10.2.4 Solving de Méré’s problem

Blaise Pascal used the rules of probability to come up with a solution to de Méré’s problem. First, he realized that computing the probability of at least one event out of a combination was tricky, whereas computing the probability that something does not occur across several events is relatively easy – it’s just the product of the probabilities of the individual events. Thus, rather than computing the probability of at least one six in four rolls, he instead computed the probability of no sixes across all rolls:

\(P(\text { no sixes in four rolls })=\frac{5}{6} * \frac{5}{6} * \frac{5}{6} * \frac{5}{6}=\left(\frac{5}{6}\right)^{4}=0.482\)

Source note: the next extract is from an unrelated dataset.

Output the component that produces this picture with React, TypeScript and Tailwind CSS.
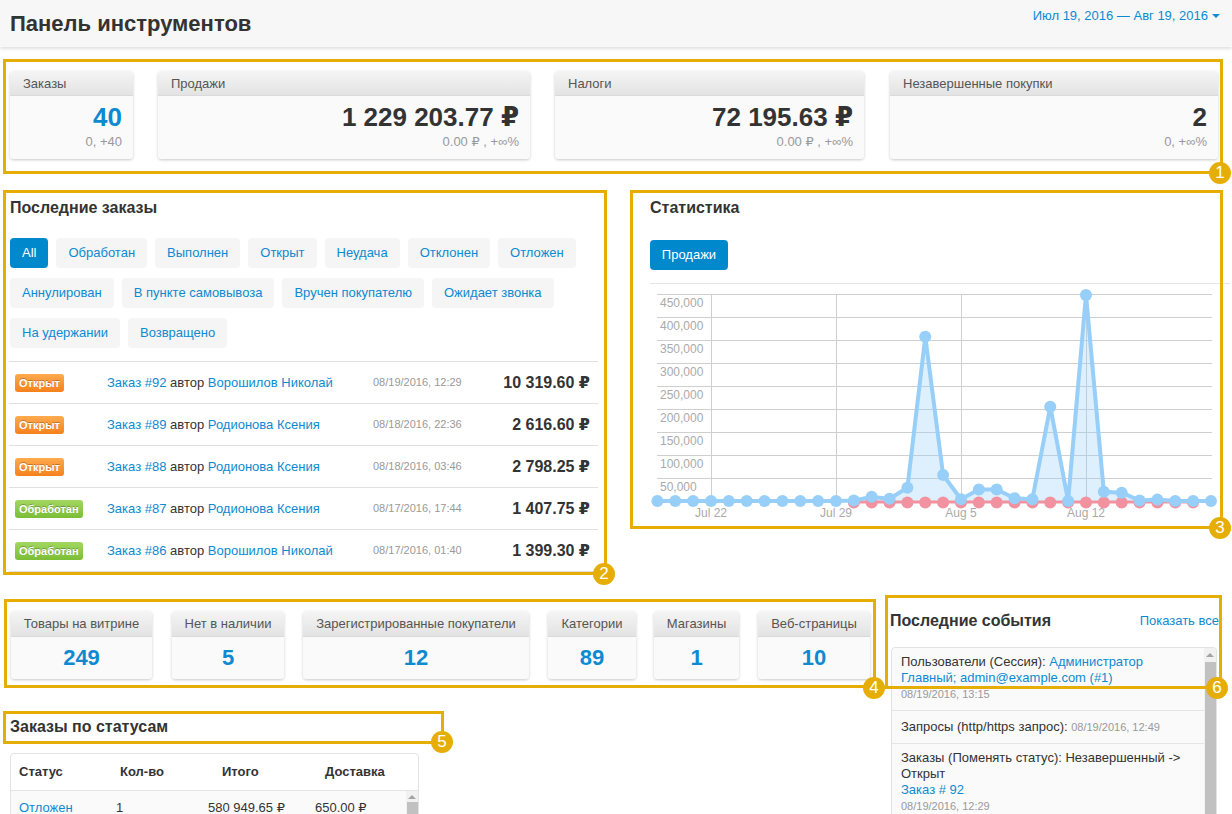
import React from 'react'

const BLUE_VALUES = [
  0, 0, 0, 0, 0, 0, 0, 0, 0, 0, 0, 1000, 9000, 5000, 29000, 357000, 56500, 4000, 25000, 25000, 6000,
  4000, 205000, 0, 448000, 20000, 18000, 1000, 3000, 0, 0, 0,
]

const STEP = 125 / 7
const px = (i: number) => 7.4 + i * STEP
const py = (v: number) => 217 - (v * 23) / 50000

const filters = [
  'All',
  'Обработан',
  'Выполнен',
  'Открыт',
  'Неудача',
  'Отклонен',
  'Отложен',
  'Аннулирован',
  'В пункте самовывоза',
  'Вручен покупателю',
  'Ожидает звонка',
  'На удержании',
  'Возвращено',
]

const orders = [
  { status: 'Открыт', id: 92, name: 'Ворошилов Николай', date: '08/19/2016, 12:29', total: '10 319.60 ₽' },
  { status: 'Открыт', id: 89, name: 'Родионова Ксения', date: '08/18/2016, 22:36', total: '2 616.60 ₽' },
  { status: 'Открыт', id: 88, name: 'Родионова Ксения', date: '08/18/2016, 03:46', total: '2 798.25 ₽' },
  { status: 'Обработан', id: 87, name: 'Родионова Ксения', date: '08/17/2016, 17:44', total: '1 407.75 ₽' },
  { status: 'Обработан', id: 86, name: 'Ворошилов Николай', date: '08/17/2016, 01:40', total: '1 399.30 ₽' },
]

function StatCard({ title, value, sub, w, blue }: { title: string; value: string; sub: string; w: string; blue?: boolean }) {
  return (
    <div className={`${w} rounded-[4px] shadow-[0_1px_3px_rgba(0,0,0,0.22)] overflow-hidden`}>
      <div className="h-[25px] bg-linear-to-b from-[#f5f5f5] to-[#e3e3e3] border-b border-[#dadada] pl-[13px] text-[13px] leading-[25px] text-[#555]">
        {title}
      </div>
      <div className="h-[63px] bg-[#fafafa] pt-[6px] pr-[11px] text-right">
        <div className={`text-[26px] font-bold leading-[30px] ${blue ? 'text-[#0d8ad0]' : 'text-[#333]'}`}>{value}</div>
        <div className="text-[13px] leading-[16px] text-[#999] mt-[2px]">{sub}</div>
      </div>
    </div>
  )
}

function MiniCard({ title, value, w }: { title: string; value: string; w: string }) {
  return (
    <div className={`${w} rounded-[4px] shadow-[0_1px_3px_rgba(0,0,0,0.22)] overflow-hidden`}>
      <div className="h-[26px] bg-linear-to-b from-[#f5f5f5] to-[#e3e3e3] border-b border-[#dadada] text-center text-[13px] leading-[26px] text-[#555] whitespace-nowrap">
        {title}
      </div>
      <div className="h-[42px] bg-[#fafafa] text-center text-[22px] font-bold leading-[42px] text-[#0d8ad0]">{value}</div>
    </div>
  )
}

function StatusLabel({ status }: { status: string }) {
  const open = status === 'Открыт'
  return (
    <span
      className={`inline-block h-[18px] px-[4px] rounded-[3px] text-[11px] font-bold leading-[18px] text-white [text-shadow:0_-1px_0_rgba(0,0,0,0.25)] ${
        open ? 'bg-linear-to-b from-[#ffab4d] to-[#f5811a]' : 'bg-linear-to-b from-[#a3d760] to-[#7bbd36]'
      }`}
    >
      {status}
    </span>
  )
}

function Chart() {
  const blueLine = BLUE_VALUES.map((v, i) => `${i === 0 ? 'M' : 'L'}${px(i).toFixed(1)} ${py(v).toFixed(1)}`).join(' ')
  const area = `${blueLine} L${px(31).toFixed(1)} 217 L${px(0).toFixed(1)} 217 Z`
  const redIdx = Array.from({ length: 20 }, (_, k) => k + 11)
  const yLabels = ['450,000', '400,000', '350,000', '300,000', '250,000', '200,000', '150,000', '100,000', '50,000']
  const xLabels = [
    { x: 61, t: 'Jul 22' },
    { x: 186, t: 'Jul 29' },
    { x: 311, t: 'Aug 5' },
    { x: 436, t: 'Aug 12' },
  ]
  return (
    <svg width="580" height="240" className="block">
      {yLabels.map((_, k) => (
        <line key={k} x1="7" x2="562" y1={10.5 + 23 * k} y2={10.5 + 23 * k} stroke="#cfcfcf" strokeWidth="1" />
      ))}
      {xLabels.map((l) => (
        <line key={l.t} x1={l.x + 0.5} x2={l.x + 0.5} y1="10" y2="217" stroke="#cfcfcf" strokeWidth="1" />
      ))}
      {yLabels.map((t, k) => (
        <text key={t} x="10" y={23 + 23 * k} fontSize="12" fill="#aaa" fontFamily="Liberation Sans, Arial, sans-serif">
          {t}
        </text>
      ))}
      {xLabels.map((l) => (
        <text key={l.t} x={l.x} y="233" fontSize="12" fill="#aaa" textAnchor="middle" fontFamily="Liberation Sans, Arial, sans-serif">
          {l.t}
        </text>
      ))}
      <path d={area} fill="rgba(151,207,249,0.32)" />
      <line x1={px(11)} x2={px(30)} y1="218" y2="218" stroke="#f2919f" strokeWidth="3" />
      {redIdx.map((i) => (
        <circle key={i} cx={px(i)} cy="218.5" r="6" fill="#f2919f" />
      ))}
      <path d={blueLine} fill="none" stroke="#97cff9" strokeWidth="4" strokeLinejoin="round" />
      {BLUE_VALUES.map((v, i) => (
        <circle key={i} cx={px(i)} cy={py(v)} r="6" fill="#97cff9" />
      ))}
    </svg>
  )
}

function Marker({ n, box, dot }: { n: number; box: string; dot: string }) {
  return (
    <>
      <div className={`absolute border-[3px] border-[#e6ae05] pointer-events-none ${box}`} />
      <div className={`absolute w-[22px] h-[22px] rounded-full bg-[#e6ae05] text-white text-[17px] leading-[22px] text-center ${dot}`}>{n}</div>
    </>
  )
}

function ScrollBar({ thumbTop }: { thumbTop: string }) {
  return (
    <div className="w-[12px] bg-[#f1f1f1] flex flex-col items-center">
      <div className={`${thumbTop} flex items-center justify-center w-full`}>
        <div className="w-0 h-0 border-x-[4px] border-x-transparent border-b-[4px] border-b-[#a3a3a3]" />
      </div>
      <div className="flex-1 w-[11px] bg-[#c1c1c1]" />
    </div>
  )
}

export default function App() {
  return (
    <div className="relative w-[1232px] h-[814px] overflow-hidden bg-white font-['Liberation_Sans','DejaVu_Sans',Arial,sans-serif] text-[13px] text-[#333]">
      {/* top bar */}
      <header className="h-[47px] bg-[#f7f7f7] shadow-[0_2px_3px_rgba(0,0,0,0.12)] flex justify-between pl-[10px] pr-[12px]">
        <h1 className="text-[22px] font-bold leading-[47px] text-[#333]">Панель инструментов</h1>
        <div className="mt-[8px] h-[16px] flex items-center gap-[4px] text-[13px] text-[#0d8ad0]">
          <span>Июл 19, 2016 — Авг 19, 2016</span>
          <span className="w-0 h-0 border-x-[4px] border-x-transparent border-t-[4px] border-t-[#0d8ad0]" />
        </div>
      </header>

      {/* summary cards */}
      <div className="flex pl-[10px] mt-[24px]">
        <StatCard w="w-[123px]" title="Заказы" value="40" sub="0, +40" blue />
        <div className="ml-[25px]">
          <StatCard w="w-[372px]" title="Продажи" value="1 229 203.77 ₽" sub="0.00 ₽ , +∞%" />
        </div>
        <div className="ml-[25px]">
          <StatCard w="w-[309px]" title="Налоги" value="72 195.63 ₽" sub="0.00 ₽ , +∞%" />
        </div>
        <div className="ml-[26px]">
          <StatCard w="w-[328px]" title="Незавершенные покупки" value="2" sub="0, +∞%" />
        </div>
      </div>

      {/* orders + statistics */}
      <div className="flex mt-[39px]">
        <div className="ml-[9px] w-[589px]">
          <h2 className="pl-[1px] text-[16px] font-bold leading-[20px]">Последние заказы</h2>
          <div className="mt-[20px] pl-[1px] flex flex-wrap gap-x-[8px] gap-y-[10px] w-[588px]">
            {filters.map((f, i) => (
              <span
                key={f}
                className={`h-[30px] px-[12px] rounded-[4px] leading-[30px] text-[13px] ${
                  i === 0 ? 'bg-[#0088cc] text-white' : 'bg-[#f5f5f5] text-[#0d8ad0]'
                }`}
              >
                {f}
              </span>
            ))}
          </div>
          <div className="mt-[13px] border-t border-[#e0e0e0]">
            {orders.map((o) => (
              <div key={o.id} className="h-[42px] border-b border-[#e0e0e0] flex items-center">
                <div className="w-[98px] pl-[6px]">
                  <StatusLabel status={o.status} />
                </div>
                <div className="w-[266px] text-[13px] whitespace-nowrap">
                  <span className="text-[#0d8ad0]">Заказ #{o.id}</span> автор{' '}
                  <span className="text-[#0d8ad0]">{o.name}</span>
                </div>
                <div className="text-[11px] text-[#999]">{o.date}</div>
                <div className="ml-auto pr-[8px] text-[16px] font-bold text-[#333]">{o.total}</div>
              </div>
            ))}
          </div>
        </div>

        <div className="ml-[52px] w-[580px]">
          <h2 className="text-[16px] font-bold leading-[20px]">Статистика</h2>
          <div className="mt-[22px] w-[78px] h-[30px] rounded-[4px] bg-[#0088cc] text-white text-[13px] leading-[30px] text-center">
            Продажи
          </div>
          <div className="mt-[13px] border-t border-[#e5e5e5]" />
          <Chart />
        </div>
      </div>

      {/* bottom */}
      <div className="flex mt-[39px]">
        <div className="w-[880px] pl-[10px]">
          <div className="ml-[1px] flex">
            <MiniCard w="w-[141px]" title="Товары на витрине" value="249" />
            <div className="ml-[20px]">
              <MiniCard w="w-[112px]" title="Нет в наличии" value="5" />
            </div>
            <div className="ml-[19px]">
              <MiniCard w="w-[226px]" title="Зарегистрированные покупатели" value="12" />
            </div>
            <div className="ml-[19px]">
              <MiniCard w="w-[88px]" title="Категории" value="89" />
            </div>
            <div className="ml-[18px]">
              <MiniCard w="w-[85px]" title="Магазины" value="1" />
            </div>
            <div className="ml-[19px]">
              <MiniCard w="w-[112px]" title="Веб-страницы" value="10" />
            </div>
          </div>

          <h2 className="mt-[38px] text-[16px] font-bold leading-[20px]">Заказы по статусам</h2>
          <div className="mt-[16px] w-[409px] h-[80px] border border-[#e3e3e3] rounded-t-[4px] flex flex-col">
            <div className="h-[37px] border-b border-[#e3e3e3] grid grid-cols-[95px_92px_107px_1fr] items-center text-[13px] font-bold">
              <div className="pl-[8px]">Статус</div>
              <div className="pl-[14px]">Кол-во</div>
              <div className="pl-[24px]">Итого</div>
              <div className="pl-[20px]">Доставка</div>
            </div>
            <div className="flex-1 flex bg-[#fafafa]">
              <div className="flex-1 pt-[9px] grid grid-cols-[95px_92px_107px_1fr] content-start text-[13px] leading-[16px]">
                <div className="pl-[8px] text-[#0d8ad0]">Отложен</div>
                <div className="pl-[10px]">1</div>
                <div className="pl-[10px]">580 949.65 ₽</div>
                <div className="pl-[10px]">650.00 ₽</div>
              </div>
              <ScrollBar thumbTop="h-[11px]" />
            </div>
          </div>
        </div>

        <div className="ml-[10px] w-[330px]">
          <div className="flex items-center justify-between h-[20px]">
            <h2 className="text-[16px] font-bold leading-[20px]">Последние события</h2>
            <span className="mr-[1px] text-[13px] text-[#0d8ad0]">Показать все</span>
          </div>
          <div className="mt-[16px] ml-[1px] w-[326px] h-[172px] border border-[#e3e3e3] rounded-t-[4px] flex overflow-hidden bg-[#fafafa]">
            <div className="flex-1 text-[13px] leading-[16px]">
              <div className="px-[9px] pt-[6px] pb-[8px] border-b border-[#e5e5e5]">
                <div>
                  Пользователи (Сессия):{' '}
                  <span className="text-[#0d8ad0]">Администратор Главный; admin@example.com (#1)</span>
                </div>
                <div className="text-[11px] text-[#999]">08/19/2016, 13:15</div>
              </div>
              <div className="px-[9px] pt-[8px] pb-[8px] border-b border-[#e5e5e5]">
                Запросы (http/https запрос): <span className="text-[11px] text-[#999]">08/19/2016, 12:49</span>
              </div>
              <div className="px-[9px] pt-[6px] pb-[8px]">
                <div>Заказы (Поменять статус): Незавершенный -&gt; Открыт</div>
                <div className="text-[#0d8ad0]">Заказ # 92</div>
                <div className="text-[11px] text-[#999]">08/19/2016, 12:29</div>
              </div>
            </div>
            <ScrollBar thumbTop="h-[14px]" />
          </div>
        </div>
      </div>

      {/* numbered annotation frames */}
      <Marker n={1} box="left-[3px] top-[59px] w-[1220px] h-[115px]" dot="left-[1209px] top-[162px]" />
      <Marker n={2} box="left-[3px] top-[190px] w-[604px] h-[385px]" dot="left-[593px] top-[563px]" />
      <Marker n={3} box="left-[630px] top-[190px] w-[593px] h-[339px]" dot="left-[1209px] top-[517px]" />
      <Marker n={4} box="left-[4px] top-[599px] w-[872px] h-[89px]" dot="left-[863px] top-[677px]" />
      <Marker n={5} box="left-[3px] top-[711px] w-[441px] h-[33px]" dot="left-[431px] top-[731px]" />
      <Marker n={6} box="left-[885px] top-[595px] w-[337px] h-[94px]" dot="left-[1206px] top-[677px]" />
    </div>
  )
}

He then used the fact that the probability of no sixes in four rolls is the complement of at least one six in four rolls (thus they must sum to one), and used the rule of subtraction to compute the probability of interest:

\(P(\text { at least one six in four rolls })=1-\left(\frac{5}{6}\right)^{4}=0.517\)

de Méré’s gamble that he would throw at least one six in four rolls has a probability of greater than 0.5, explaning why de Méré made money on this bet on average.

But what about de Méré’s second bet? Pascal used the same trick:

\(P(\text { no double six in } 24 \text { rolls })=\left(\frac{35}{36}\right)^{24}=0.509\)
\(P(\text { at least one double } \operatorname{six} \text { in } 24 \text { rolls })=1-\left(\frac{35}{36}\right)^{24}=0.491\)

The probability of this outcome was slightly below 0.5, showing why de Méré lost money on average on this bet.